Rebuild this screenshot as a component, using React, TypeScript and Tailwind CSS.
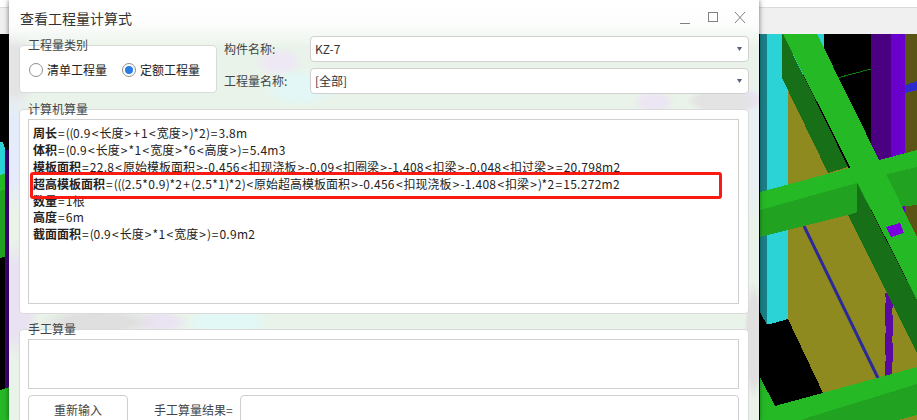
import React from "react";

const lines: [string, string][] = [
  ["周长", "=((0.9<长度>+1<宽度>)*2)=3.8m"],
  ["体积", "=(0.9<长度>*1<宽度>*6<高度>)=5.4m3"],
  ["模板面积", "=22.8<原始模板面积>-0.456<扣现浇板>-0.09<扣圈梁>-1.408<扣梁>-0.048<扣过梁>=20.798m2"],
  ["超高模板面积", "=(((2.5*0.9)*2+(2.5*1)*2)<原始超高模板面积>-0.456<扣现浇板>-1.408<扣梁>)*2=15.272m2"],
  ["数量", "=1根"],
  ["高度", "=6m"],
  ["截面面积", "=(0.9<长度>*1<宽度>)=0.9m2"],
];

// the symbols sit wider in the original font, parens narrower
function Formula({ text }: { text: string }) {
  const parts = text.split(/([<>=+])|([()]+)|([0-9.m*-]+)/).filter(Boolean);
  return (
    <>
      {parts.map((p, i) =>
        /^[<>=+]$/.test(p) ? (
          <span key={i} className="mx-[1.05px]">{p}</span>
        ) : /^[()]+$/.test(p) ? (
          <span key={i} className="tracking-[-0.4px]">{p}</span>
        ) : /^[0-9.m*-]+$/.test(p) ? (
          <span key={i} className="tracking-[0.3px]">{p}</span>
        ) : (
          <span key={i}>{p}</span>
        )
      )}
    </>
  );
}

function Scene() {
  return (
    <svg viewBox="0 34 917 386" className="block w-[917px] h-[386px]" shapeRendering="crispEdges">
      <rect x="0" y="34" width="917" height="386" fill="#000" />
      {/* left edge, mostly behind the dialog */}
      <polygon points="0,142 3,142 9,160 9,172 0,175" fill="#2bd2d6" />
      <polygon points="0,175 9,172 9,255 0,258" fill="#21a321" />
      <polygon points="0,175 9,172 9,188 0,191" fill="#26b926" />
      <rect x="5" y="150" width="4" height="245" fill="#3d007a" />
      <polygon points="0,390 9,387 9,420 0,420" fill="#26b926" />
      {/* columns */}
      <rect x="760" y="34" width="7" height="290" fill="#1a8088" />
      <rect x="767" y="34" width="21" height="290" fill="#2bd2d6" />
      <rect x="788" y="34" width="36" height="40" fill="#2bd2d6" />
      <polygon points="760,312 767,325 788,319 823,393 775,406 760,376" fill="#000" />
      <polygon points="788,90 848,167 917,300 917,368 823,393 788,319" fill="#8f8a1f" />
      <rect x="871" y="34" width="20" height="130" fill="#4b0082" />
      <rect x="891" y="34" width="14" height="130" fill="#6a00cc" />
      <rect x="905" y="34" width="12" height="210" fill="#5a5415" />
      <rect x="891" y="160" width="14" height="55" fill="#6a00cc" />
      <polygon points="905,85 917,81 917,90 905,93" fill="#2b2bd0" />
      <line x1="837" y1="78" x2="871" y2="69" stroke="#0e7a0e" strokeWidth="1" />
      {/* blue rebar + dashed purple */}
      <line x1="804" y1="226" x2="878" y2="378" stroke="#2a2a9a" strokeWidth="3" shapeRendering="auto" />
      <polygon
        points="885,293 892,293 893,305 892,312 893,318 893,333 892,340 893,345 893,360 892,365 892,375 885,377 885,364 886,358 885,352 885,336 886,330 885,322 885,306 886,300"
        fill="#5a0aa0"
      />
      {/* cross beam */}
      <polygon points="760,192 917,150 917,167 883,175 857,183 760,210" fill="#26b926" />
      <polygon points="760,210 857,183 883,175 917,167 917,205 870,210 848,215 760,237" fill="#21a321" />
      {/* diagonal beam */}
      <polygon points="782,34 782,78 828,173 848,167 783,34" fill="#176f17" />
      <polygon points="857,183 917,300 917,353 848,215 857,212" fill="#176f17" />
      <polygon points="783,34 817,34 917,237 917,300" fill="#26b926" />
      <polygon points="886,227 900,223 904,233 891,237" fill="#7a00e0" />
      {/* lower beam */}
      <polygon points="760,377 775,406 917,367 917,384 800,420 760,420" fill="#26b926" />
      <polygon points="800,420 917,384 917,420" fill="#21a321" />
      <polygon points="898,420 917,415 917,420" fill="#8f8a1f" />
    </svg>
  );
}

function Radio({ label, checked }: { label: string; checked?: boolean }) {
  return (
    <div className="flex items-center gap-[4px]">
      <span className="w-[14px] h-[14px] rounded-full border border-[#8f8f8f] bg-white flex items-center justify-center">
        {checked && <span className="w-[8px] h-[8px] rounded-full bg-[#2a7de1]" />}
      </span>
      <span className="text-[12px] text-[#222]">{label}</span>
    </div>
  );
}

function Select({ value }: { value: string }) {
  return (
    <div className="flex-1 h-[26px] bg-white border border-[#d0d0d0] rounded-[4px] flex items-center justify-between pl-[4px] pr-[6px]">
      <span className="text-[12px] text-[#333]">{value}</span>
      <svg width="5" height="4" viewBox="0 0 5 4">
        <polygon points="0,0 5,0 2.5,4" fill="#55607a" />
      </svg>
    </div>
  );
}

function Group({ title, className, children }: { title: string; className: string; children: React.ReactNode }) {
  return (
    <div className={`relative bg-white border border-[#dadada] rounded-[4px] ${className}`}>
      <span className="absolute left-[8px] -top-[9px] text-[12px] leading-[16px] text-[#444]">{title}</span>
      {children}
    </div>
  );
}

export default function App() {
  return (
    <div className="relative w-[917px] h-[420px] overflow-hidden bg-white font-['Noto_Sans_CJK_SC',sans-serif]">
      <div className="h-[8px] bg-white border-b border-[#d9d9d9]" />
      <div className="h-[26px] bg-[#f0f0f0]" />
      <Scene />

      {/* dialog window */}
      <div className="absolute left-[9px] top-0 w-[750px] h-[420px] overflow-hidden shadow-[0_0_5px_rgba(0,0,0,0.55)] bg-[linear-gradient(180deg,#ffffff_0,#fdfdfd_24px,rgba(250,250,250,0)_48px),radial-gradient(ellipse_26px_60px_at_5px_300px,#e9e2f2_60%,transparent),radial-gradient(ellipse_24px_60px_at_5px_150px,#e4ebfa_50%,transparent),radial-gradient(ellipse_24px_40px_at_5px_70px,#e4e4e4_60%,transparent),radial-gradient(ellipse_60px_14px_at_90px_322px,#dfdfdf_55%,transparent),radial-gradient(ellipse_30px_12px_at_150px_322px,#eae3f2_50%,transparent),radial-gradient(ellipse_45px_14px_at_218px_322px,#e2f8f7_60%,transparent),radial-gradient(ellipse_35px_12px_at_712px_101px,#e3e3e3_70%,transparent),radial-gradient(ellipse_22px_12px_at_645px_102px,#ece5f3_50%,transparent),radial-gradient(ellipse_22px_12px_at_735px_100px,#e8e3f0_60%,transparent),radial-gradient(ellipse_10px_60px_at_745px_340px,#e0e0e0_70%,transparent),radial-gradient(ellipse_10px_70px_at_745px_150px,#e8f0f3_70%,transparent),radial-gradient(ellipse_40px_20px_at_290px_88px,#e2f7f6_50%,transparent),radial-gradient(ellipse_25px_15px_at_270px_62px,#eee8f5_50%,transparent),linear-gradient(#e9f3e9,#e9f3e9)]">
        <div className="flex h-[36px] items-center justify-between pl-[11px] pr-[13px]">
          <span className="text-[14px] text-[#333]">查看工程量计算式</span>
          <svg width="66" height="14" viewBox="0 0 66 14" fill="none" stroke="#808080" strokeWidth="1">
            <path d="M0 12.5h10" />
            <rect x="28.5" y="1.5" width="9" height="9" />
            <path d="M55 1l10 11M65 1 55 12" />
          </svg>
        </div>

        <div className="px-[10px]">
          <div className="flex">
            <Group title="工程量类别" className="w-[198px] h-[48px] mt-[9px] shrink-0">
              <div className="flex items-center gap-[15px] pl-[9px] h-full pt-[1px]">
                <Radio label="清单工程量" />
                <Radio label="定额工程量" checked />
              </div>
            </Group>
            <div className="flex-1 flex flex-col gap-[6px] pl-[7px]">
              <div className="flex items-center">
                <span className="w-[86px] text-[12px] text-[#444]">构件名称:</span>
                <Select value="KZ-7" />
              </div>
              <div className="flex items-center">
                <span className="w-[86px] text-[12px] text-[#444]">工程量名称:</span>
                <Select value="[全部]" />
              </div>
            </div>
          </div>

          <Group title="计算机算量" className="h-[205px] mt-[15px] pl-[8px] pr-[9px] py-[9px]">
            <div className="relative h-[185px] border border-[#cfcfcf] pl-[4px] pt-[5px]">
              {lines.map(([name, rest]) => (
                <div key={name} className="h-[16.9px] leading-[16.9px] text-[12px] text-[#222] whitespace-nowrap">
                  <span className="font-bold">{name}</span>
                  <Formula text={rest} />
                </div>
              ))}
              <div className="absolute left-[1px] top-[52px] w-[692px] h-[27px] border-[3px] border-[#fb1a12] rounded-[3px]" />
            </div>
          </Group>

          <Group title="手工算量" className="h-[110px] mt-[15px] pl-[8px] pr-[9px] py-[9px]">
            <div className="h-[50px] border border-[#cfcfcf]" />
            <div className="flex mt-[6px] items-start">
              <div className="w-[100px] h-[30px] border border-[#cfcfcf] rounded-[4px] flex items-center justify-center text-[12px] text-[#444]">
                重新输入
              </div>
              <span className="ml-[26px] w-[86px] h-[30px] leading-[30px] text-[12px] text-[#444]">手工算量结果=</span>
              <div className="flex-1 h-[30px] border border-[#cfcfcf] rounded-[4px]" />
            </div>
          </Group>
        </div>
      </div>
    </div>
  );
}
##############################
Set task
Leave out the pictures. Transcribe only the lines above, from the first through the one that contains "import React from".

Full output
Rebuild this screenshot as a component, using React, TypeScript and Tailwind CSS.
import React from "react";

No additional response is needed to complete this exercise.